GPTQ is a Hessian-based post-training quantization method that finds optimal quantized weights by minimizing the layer-wise output error.

Reference

Elias Frantar, Saleh Ashkboos, Torsten Hoefler, and Dan Alistarh, "GPTQ: Accurate Post-Training Quantization for Generative Pre-Trained Transformers," ICLR 2023.

Algorithm¶

GPTQ formulates quantization as a per-layer optimization problem:

\[ \min_{\hat{W}} \| W X - \hat{W} X \|_F^2 \]

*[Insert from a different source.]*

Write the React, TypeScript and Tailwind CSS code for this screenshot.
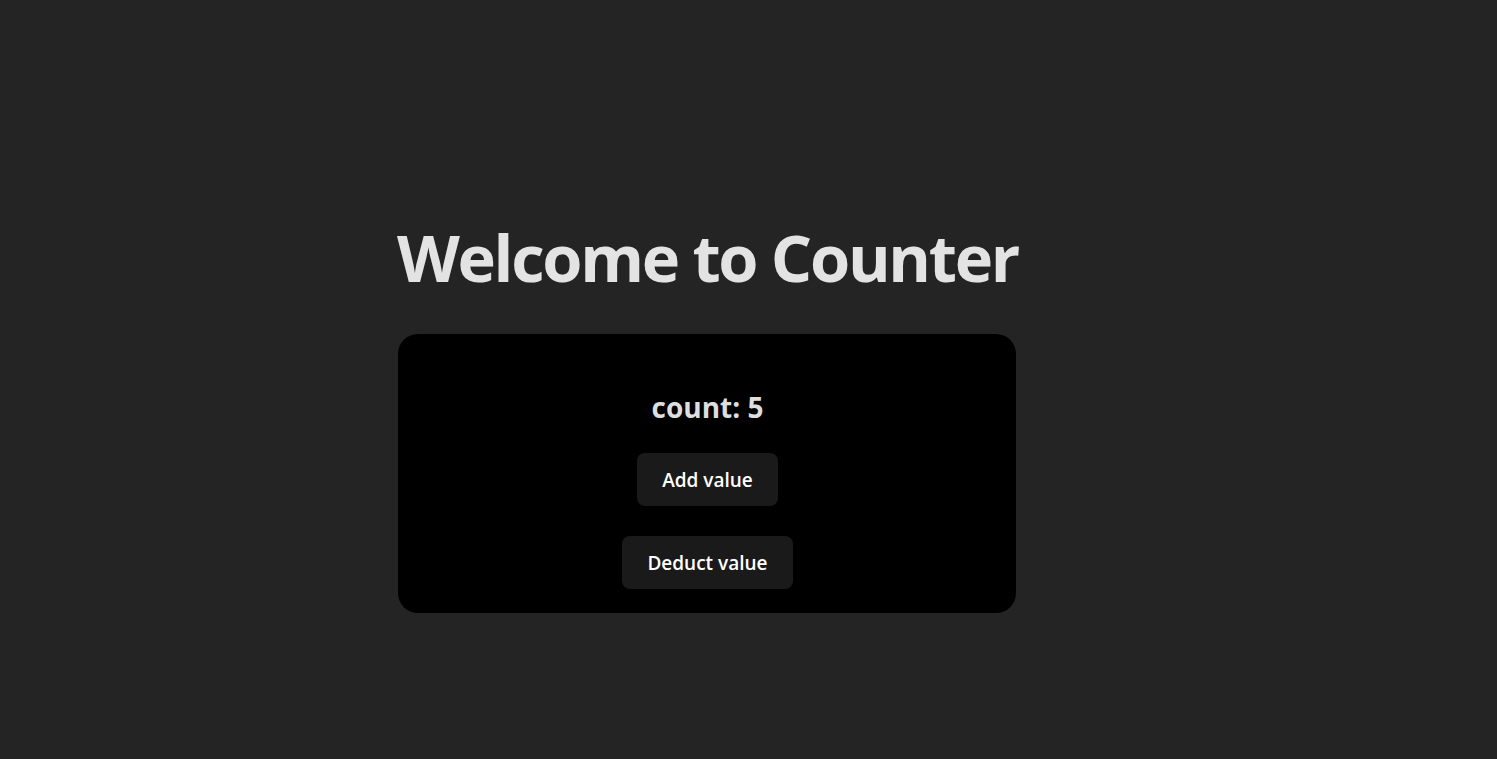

It solves this column-by-column using the inverse Hessian \(H^{-1} = (2 X X^T)^{-1}\). For each column \(i\):

Quantize column \(i\) of \(W\) to the nearest quantization level
Compensate the remaining unquantized columns using the Hessian information

This produces significantly better results than simple round-to-nearest (RTN) quantization, especially at lower bit-widths.

Parameters¶

Parameter	Type	Description	Default
`wbits`	`int`	Quantization bit-width	—
`groupsize`	`int`	Group size for group-wise quantization (-1 = none)	`-1`
`sym`	`bool`	Symmetric quantization	`True`
`actorder`	`bool`	Reorder columns by activation magnitude	`False`
`percdamp`	`float`	Hessian damping percentage	`0.01`

Usage¶

Basic 4-bit quantization¶

from onecomp import GPTQ

gptq = GPTQ(wbits=4, groupsize=128)

3-bit with activation ordering¶

gptq = GPTQ(wbits=3, groupsize=128, actorder=True)

Asymmetric quantization¶

gptq = GPTQ(wbits=4, sym=False)

With QEP for improved quality¶

from onecomp import Runner, ModelConfig

model_config = ModelConfig(model_id="meta-llama/Llama-2-7b-hf", device="cuda:0")
gptq = GPTQ(wbits=3, groupsize=128)

runner = Runner(
    model_config=model_config,
    quantizer=gptq,
    qep=True,
)
runner.run()

Group-wise Quantization¶

When groupsize > 0, weights are divided into groups of consecutive columns, and each group has its own scale and zero-point. This improves quantization accuracy at the cost of slightly more storage for the quantization parameters.

Typical values:

groupsize=128 -- good balance of accuracy and compression
groupsize=-1 -- per-channel quantization (no grouping)

Activation Ordering¶

When actorder=True, columns are reordered by their activation magnitude (Hessian diagonal) before quantization. Columns with higher activation influence are quantized first, which can improve accuracy. The permutation is stored so weights can be reconstructed correctly.